For international investors accessing Korea through ETFs such as the iShares MSCI South Korea ETF (EWY), this dynamic is largely invisible at the index level. For active managers selecting individual Korean equities, it is the most important risk factor to monitor over the next week.
What to Watch on June 27
Three observable variables will shape the next session:
SK Hynix program selling: Whether the algorithmic and futures-linked selling that pressured shares on June 26 continues or reverses as the July 10 ADR listing date approaches. A reduction in program outflows combined with continued institutional accumulation would confirm the pre-listing positioning thesis.
Samsung price stabilization: Whether Samsung Electronics can hold and recover the ₩339,500–₩340,000 range, which represents near-term technical support. A sustained close above ₩340,000 would signal that the program-driven selling has been absorbed.
U.S. memory chain confirmation: Micron (MU) and SanDisk (SNDK) overnight price action in U.S. trading will either confirm or challenge the SCA thesis through direct price discovery. If U.S. memory names sustain post-earnings gains, the Korean institutional bid on the dip is likely to continue in the June 27 session.
Bottom Line
June 26 was a session where price action and fundamentals pointed in opposite directions. Korean memory stocks fell sharply on program and foreign selling, while the structural thesis for the sector — anchored by Micron’s supply commitment agreements and SK Hynix’s imminent ADR listing — arguably strengthened.

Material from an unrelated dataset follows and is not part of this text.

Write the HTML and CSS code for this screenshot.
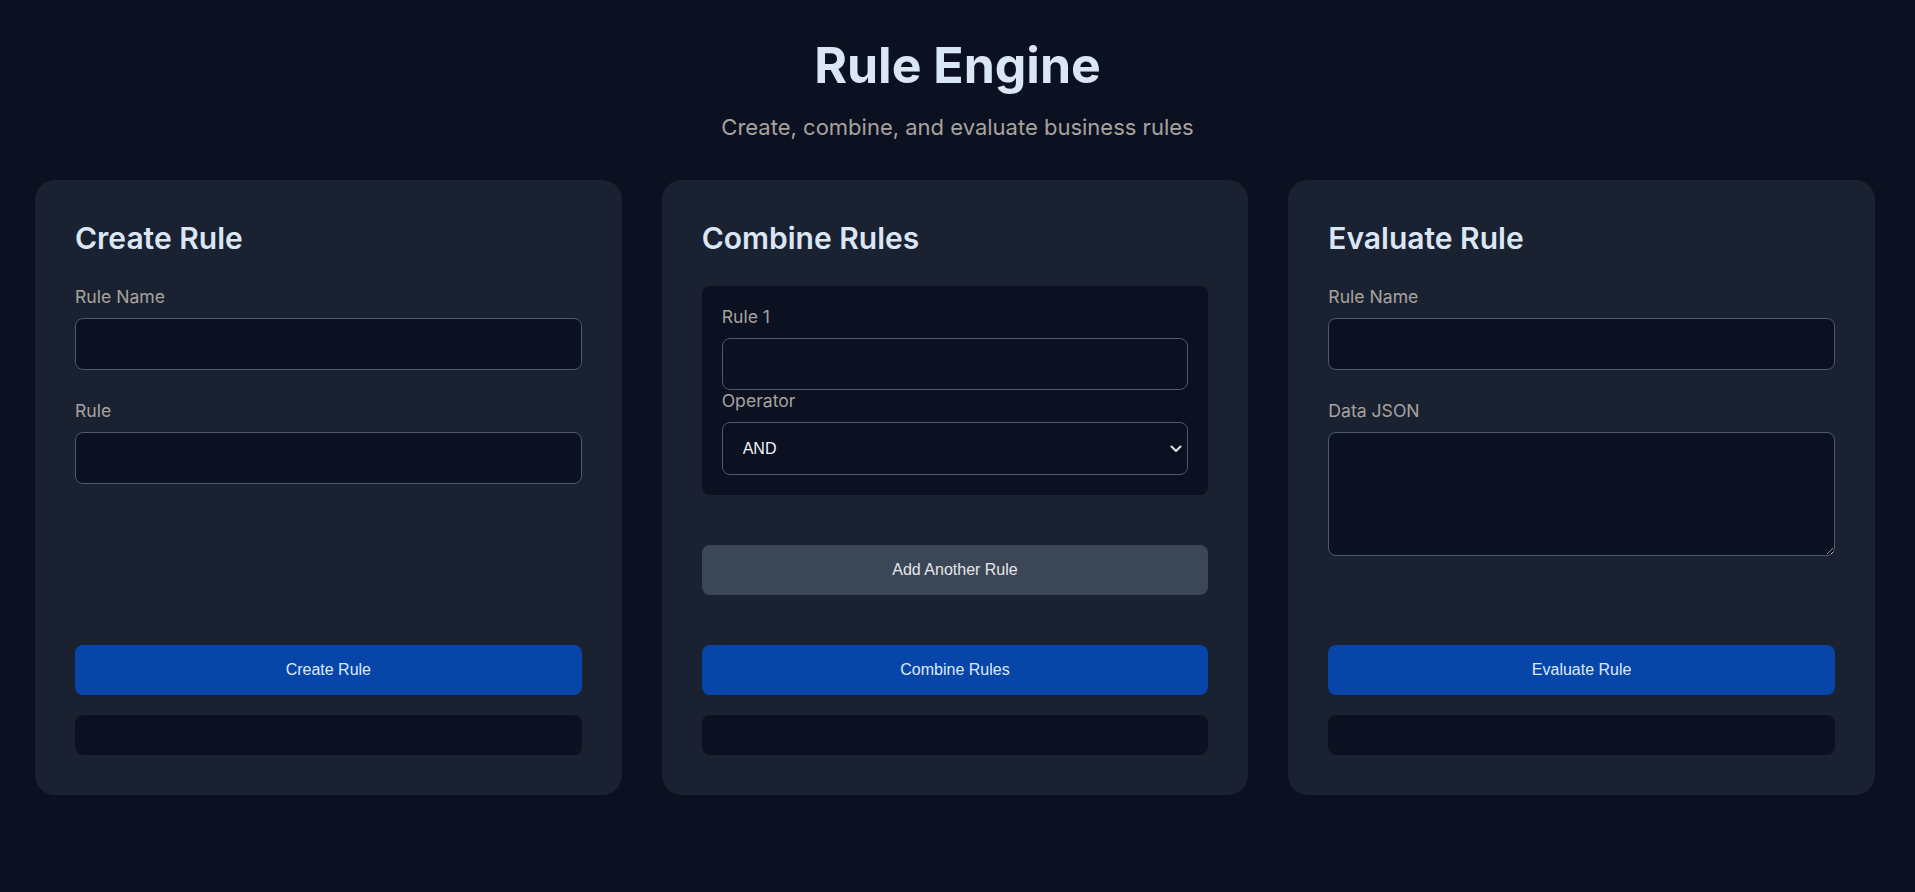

The memory industry’s transition from commodity pricing toward long-term contracts with minimum pricing floors is not a one-session story. But if this structural shift holds, the valuation framework for Samsung Electronics (005930.KS) and SK Hynix (000660.KS) — South Korea’s two largest chip exporters, accounting for a combined dominant share of global DRAM and HBM supply — may be due for a fundamental re-rating by international institutional investors who have historically discounted Korean memory equities as cyclical rather than structural plays.